Nel secondo mistero della gioia contempliamo la visita di Maria alla cugina Elisabetta
Come vive Giuseppe la sua vocazione di custode di Maria, di Gesù, della Chiesa? Nella costante attenzione a Dio, aperto ai suoi segni, disponibile al suo progetto, non tanto al proprio; ed è quello che Dio chiede a Davide […]: Dio non desidera una casa costruita dall’uomo, ma desidera la fedeltà alla sua Parola, al suo disegno; ed è Dio stesso che costruisce la casa, ma di pietre vive segnate dal suo Spirito. E Giuseppe è “custode”, perché sa ascoltare Dio, si lascia guidare dalla sua volontà, e proprio per questo è ancora più sensibile alle persone che gli sono affidate, sa leggere con realismo gli avvenimenti, è attento a ciò che lo circonda, e sa prendere le decisioni più sagge. In lui cari amici, vediamo come si risponde alla vocazione di Dio, con disponibilità, con prontezza, ma vediamo anche qual è il centro della vocazione cristiana: Cristo! Custodiamo Cristo nella nostra vita, per custodire gli altri, per custodire il creato! (Ibi).
Nel terzo mistero della gioia contempliamo la nascita di Gesù
Il prendersi cura, il custodire chiede bontà, chiede di essere vissuto con tenerezza. Nei Vangeli, san Giuseppe appare come un uomo forte, coraggioso, lavoratore, ma nel suo animo emerge una grande tenerezza, che non è la virtù del debole, anzi, al contrario, denota fortezza d’animo e capacità di attenzione, di compassione, di vera apertura all’altro, capacità di amore. Non dobbiamo avere timore della bontà, della tenerezza! Oggi, insieme con la festa di san Giuseppe, celebriamo l’inizio del ministero del nuovo Vescovo di Roma, Successore di Pietro, che comporta anche un potere. Certo, Gesù Cristo ha dato un potere a Pietro, ma di quale potere si tratta? Alla triplice domanda di Gesù a Pietro sull’amore, segue il triplice invito: pasci i miei agnelli, pasci le mie pecorelle. Non dimentichiamo mai che il vero potere è il servizio e che anche il Papa per esercitare il potere deve entrare sempre più in quel servizio che ha il suo vertice luminoso sulla Croce; deve guardare al servizio umile, concreto, ricco di fede, di san Giuseppe e come lui aprire le braccia per custodire tutto il Popolo di Dio e accogliere con affetto e tenerezza l’intera umanità, specie i più poveri, i più deboli, i più piccoli, quelli che Matteo descrive nel giudizio finale sulla carità: chi ha fame, sete, chi è straniero, nudo, malato, in carcere (cfr Mt 25,31-46). Solo chi serve con amore sa custodire! (Ibi).
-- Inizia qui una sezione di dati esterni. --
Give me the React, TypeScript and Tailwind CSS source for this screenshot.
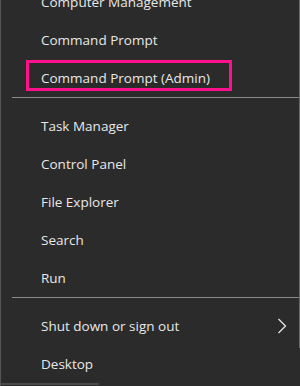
import React from "react";

function Item({ label, chevron, boxed }: { label: string; chevron?: boolean; boxed?: boolean }) {
  return (
    <div className="relative flex h-[38px] items-center pl-[40px] pr-[12px]">
      {boxed && (
        <div className="pointer-events-none absolute left-[25px] top-[1px] h-[31px] w-[206px] border-[3px] border-[#ff108c]" />
      )}
      <span className="flex-1 whitespace-nowrap">{label}</span>
      {chevron && (
        <svg width="10" height="16" viewBox="0 0 10 16" className="mr-[1px]">
          <path d="M1.5 1 L8.5 8 L1.5 15" fill="none" stroke="#e6e6e6" strokeWidth="1.3" />
        </svg>
      )}
    </div>
  );
}

function Sep() {
  return (
    <div className="h-[10px] pl-[11px] pr-[1px]">
      <div className="h-px bg-[#8a8a8a]" />
    </div>
  );
}

export default function App() {
  return (
    <div
      className="relative h-[386px] w-[300px] overflow-hidden border-l border-[#555555] bg-[#2b2b2b] text-[13.5px] text-[#e8e8e8]"
      style={{ fontFamily: '"Segoe UI", "Open Sans", "Noto Sans", sans-serif' }}
    >
      <div className="-mt-[17px]">
        <Item label="Computer Management" />
        <Item label="Command Prompt" />
        <Item label="Command Prompt (Admin)" boxed />
        <Sep />
        <Item label="Task Manager" />
        <Item label="Control Panel" />
        <Item label="File Explorer" />
        <Item label="Search" />
        <Item label="Run" />
        <Sep />
        <Item label="Shut down or sign out" chevron />
        <Item label="Desktop" />
      </div>
      <div className="absolute right-0 top-0 h-[348px] w-px bg-[#6a6a6a]" />
      <div className="absolute bottom-[1px] left-0 h-[2px] w-[98px] bg-[#4a4a4a]" />
    </div>
  );
}
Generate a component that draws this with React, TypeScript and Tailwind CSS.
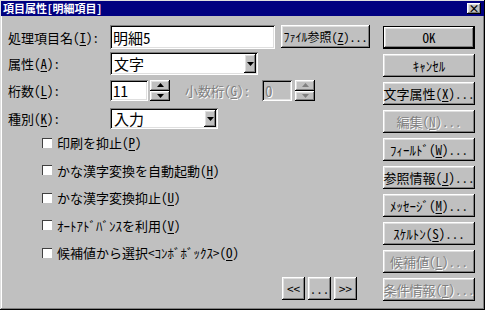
import { ReactNode } from 'react'

const raised = "bg-[#c0c0c0] shadow-[inset_-1px_-1px_#000,inset_1px_1px_#fff,inset_-2px_-2px_#808080,inset_2px_2px_#dfdfdf]"
const sunken = "shadow-[inset_1px_1px_#808080,inset_-1px_-1px_#fff,inset_2px_2px_#000,inset_-2px_-2px_#dfdfdf]"
const dim = "text-[#808080] [text-shadow:1px_1px_0_#fff]"

const M = ({ c }: { c: string }) => <span className="underline underline-offset-2">{c}</span>

function Btn({ children, disabled, def, small }: { children: ReactNode, disabled?: boolean, def?: boolean, small?: boolean }) {
	const inner = (
		<div className={`${raised} h-full w-full flex items-center justify-center whitespace-nowrap ${small ? 'text-[12px]' : 'text-[13px]'} leading-none ${disabled ? dim : 'text-black'}`}>
			{children}
		</div>
	)
	if (def) return <div className="h-[23px] w-full border border-black">{inner}</div>
	return <div className="h-[23px] w-full">{inner}</div>
}

function Arrow({ down = true, gray }: { down?: boolean, gray?: boolean }) {
	return (
		<svg width="7" height="4" viewBox="0 0 7 4">
			<polygon points={down ? "0,0 7,0 3.5,4" : "0,4 7,4 3.5,0"} fill={gray ? '#808080' : '#000'} />
		</svg>
	)
}

function Spin({ gray }: { gray?: boolean }) {
	return (
		<div className="flex flex-col w-[20px] h-full">
			<div className={`${raised} flex-1 flex items-center justify-center`}><Arrow down={false} gray={gray} /></div>
			<div className={`${raised} flex-1 flex items-center justify-center`}><Arrow gray={gray} /></div>
		</div>
	)
}

function Combo({ text, w }: { text: string, w: string }) {
	return (
		<div className={`${sunken} ${w} h-full bg-white flex items-center p-[2px]`}>
			<span className="flex-1 pl-[2px] text-[15px] leading-none">{text}</span>
			<div className={`${raised} w-[12px] h-full flex items-center justify-center`}><Arrow /></div>
		</div>
	)
}

function Check({ children }: { children: ReactNode }) {
	return (
		<div className="h-[27.5px] flex items-center">
			<div className="w-[10px] h-[10px] bg-white shadow-[inset_1px_1px_#404040,inset_-1px_-1px_#fff]" />
			<span className="ml-[5px] text-[13px] leading-none">{children}</span>
		</div>
	)
}

export default function App() {
	return (
		<div className="w-[485px] h-[310px] bg-[#c0c0c0] p-[1px] overflow-hidden text-black font-['Noto_Sans_Mono_CJK_JP','Noto_Sans_CJK_JP',sans-serif] shadow-[inset_-1px_-1px_#000,inset_1px_1px_#dfdfdf,inset_-2px_-2px_#808080,inset_2px_2px_#fff]">
			<div className="h-[15px] bg-[#000080] flex items-center justify-between pl-[2px] pr-[3px]">
				<span className="text-white text-[11px] font-bold leading-none">項目属性[明細項目]</span>
				<div className={`${raised} w-[14px] h-[11px] flex items-center justify-center text-[11px] font-bold leading-none`}>×</div>
			</div>

			<div className="flex pl-[7px] pt-[9px]">
				<div className="w-[375px]">
					<div className="flex items-center h-[24px]">
						<span className="w-[102px] text-[13px] leading-none">処理項目名(<M c="I" />):</span>
						<div className={`${sunken} w-[165px] h-full bg-white flex items-center px-[3px] text-[15px] leading-none`}>明細5</div>
						<div className="ml-[6px] w-[89px] h-full"><Btn small>ﾌｧｲﾙ参照(<M c="Z" />)...</Btn></div>
					</div>
					<div className="flex items-center h-[23px] mt-[3px]">
						<span className="w-[102px] text-[13px] leading-none">属性(<M c="A" />):</span>
						<Combo text="文字" w="w-[148px]" />
					</div>
					<div className="flex items-center h-[21px] mt-[5px]">
						<span className="w-[102px] text-[13px] leading-none">桁数(<M c="L" />):</span>
						<div className={`${sunken} w-[38px] h-full bg-white flex items-center px-[3px] text-[15px] leading-none`}>11</div>
						<div className="ml-[2px] h-full"><Spin /></div>
						<span className={`ml-[15px] w-[77px] text-[13px] leading-none ${dim}`}>小数桁(<M c="G" />):</span>
						<div className={`${sunken} w-[30px] h-full bg-[#c0c0c0] flex items-center px-[3px] text-[15px] leading-none ${dim}`}>0</div>
						<div className="ml-[3px] h-full"><Spin gray /></div>
					</div>
					<div className="flex items-center h-[21px] mt-[7px]">
						<span className="w-[102px] text-[13px] leading-none">種別(<M c="K" />):</span>
						<Combo text="入力" w="w-[108px]" />
					</div>

					<div className="pl-[34px]">
						<Check>印刷を抑止(<M c="P" />)</Check>
						<Check>かな漢字変換を自動起動(<M c="H" />)</Check>
						<Check>かな漢字変換抑止(<M c="U" />)</Check>
						<Check>ｵｰﾄｱﾄﾞﾊﾞﾝｽを利用(<M c="V" />)</Check>
						<Check>候補値から選択&lt;ｺﾝﾎﾞﾎﾞｯｸｽ&gt;(<M c="O" />)</Check>
					</div>

					<div className="flex gap-[3px] pl-[274px] mt-[10px]">
						<div className="w-[23px]"><Btn>&lt;&lt;</Btn></div>
						<div className="w-[23px]"><Btn>...</Btn></div>
						<div className="w-[23px]"><Btn>&gt;&gt;</Btn></div>
					</div>
				</div>

				<div className="w-[92px] mt-[1px] flex flex-col gap-[5px]">
					<Btn def>OK</Btn>
					<Btn>ｷｬﾝｾﾙ</Btn>
					<Btn>文字属性(<M c="X" />)...</Btn>
					<Btn disabled>編集(<M c="N" />)...</Btn>
					<Btn>ﾌｨｰﾙﾄﾞ(<M c="W" />)...</Btn>
					<Btn>参照情報(<M c="J" />)...</Btn>
					<Btn>ﾒｯｾｰｼﾞ(<M c="M" />)...</Btn>
					<Btn>ｽｹﾙﾄﾝ(<M c="S" />)...</Btn>
					<Btn disabled>候補値(<M c="L" />)...</Btn>
					<Btn disabled>条件情報(<M c="T" />)...</Btn>
				</div>
			</div>
		</div>
	)
}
Nel quarto mistero della gioia contempliamo la presentazione di Gesù al tempio
Abramo «credette, saldo nella speranza contro ogni speranza» (Rm 4,18). Saldo nella speranza, contro ogni speranza! Anche oggi davanti a tanti tratti di cielo grigio, abbiamo bisogno di vedere la luce della speranza e di dare noi stessi la speranza. Custodire il creato, ogni uomo ed ogni donna, con uno sguardo di tenerezza e amore, è aprire l’orizzonte della speranza, è aprire uno squarcio di luce in mezzo a tante nubi, è portare il calore della speranza! E per il credente, per noi cristiani, come Abramo, come san Giuseppe, la speranza che portiamo ha l’orizzonte di Dio che ci è stato aperto in Cristo, è fondata sulla roccia che è Dio (Ibi).
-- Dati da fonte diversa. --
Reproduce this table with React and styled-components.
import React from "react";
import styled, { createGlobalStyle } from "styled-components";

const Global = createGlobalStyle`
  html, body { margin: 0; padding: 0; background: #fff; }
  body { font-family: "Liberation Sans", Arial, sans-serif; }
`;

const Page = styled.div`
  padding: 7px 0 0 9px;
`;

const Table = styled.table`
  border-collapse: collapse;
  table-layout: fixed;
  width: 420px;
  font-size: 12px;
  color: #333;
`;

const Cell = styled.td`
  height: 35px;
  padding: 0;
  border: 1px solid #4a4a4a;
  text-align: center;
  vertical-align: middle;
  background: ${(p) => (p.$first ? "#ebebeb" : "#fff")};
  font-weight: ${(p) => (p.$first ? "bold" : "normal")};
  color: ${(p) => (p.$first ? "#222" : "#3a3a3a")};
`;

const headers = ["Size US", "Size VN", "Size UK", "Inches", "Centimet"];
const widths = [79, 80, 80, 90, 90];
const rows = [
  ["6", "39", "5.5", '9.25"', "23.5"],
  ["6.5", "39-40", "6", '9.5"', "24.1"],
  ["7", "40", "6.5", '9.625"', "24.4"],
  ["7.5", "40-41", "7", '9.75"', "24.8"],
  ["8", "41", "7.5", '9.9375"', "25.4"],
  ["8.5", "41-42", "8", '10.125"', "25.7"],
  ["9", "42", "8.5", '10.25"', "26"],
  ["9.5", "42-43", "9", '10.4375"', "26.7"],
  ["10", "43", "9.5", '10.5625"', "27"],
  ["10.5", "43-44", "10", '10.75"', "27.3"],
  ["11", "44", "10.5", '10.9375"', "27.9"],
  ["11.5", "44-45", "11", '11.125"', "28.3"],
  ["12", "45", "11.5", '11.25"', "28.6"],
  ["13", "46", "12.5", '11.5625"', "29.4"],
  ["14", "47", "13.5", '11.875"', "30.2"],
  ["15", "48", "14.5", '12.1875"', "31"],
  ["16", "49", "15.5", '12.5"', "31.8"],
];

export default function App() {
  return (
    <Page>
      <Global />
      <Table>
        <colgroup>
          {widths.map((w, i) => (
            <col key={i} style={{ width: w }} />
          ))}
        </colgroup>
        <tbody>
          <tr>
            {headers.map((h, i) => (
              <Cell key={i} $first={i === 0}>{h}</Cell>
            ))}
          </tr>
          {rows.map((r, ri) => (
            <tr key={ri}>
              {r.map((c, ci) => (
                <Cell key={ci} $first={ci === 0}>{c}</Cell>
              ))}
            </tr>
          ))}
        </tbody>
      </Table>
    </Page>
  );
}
Nel quinto mistero della gioia contempliamo il ritrovamento di Gesù nel tempio tra i dottori della legge
Custodire Gesù con Maria, custodire l’intera creazione, custodire ogni persona, specie la più povera, custodire noi stessi: ecco un servizio che il Vescovo di Roma è chiamato a compiere, ma a cui tutti siamo chiamati per far risplendere la stella della speranza: Custodiamo con amore ciò che Dio ci ha donato! Chiedo l’intercessione della Vergine Maria, di san Giuseppe, dei santi Pietro e Paolo, di san Francesco, affinché lo Spirito Santo accompagni il mio ministero, e a voi tutti dico: pregate per me! Amen (Ibi).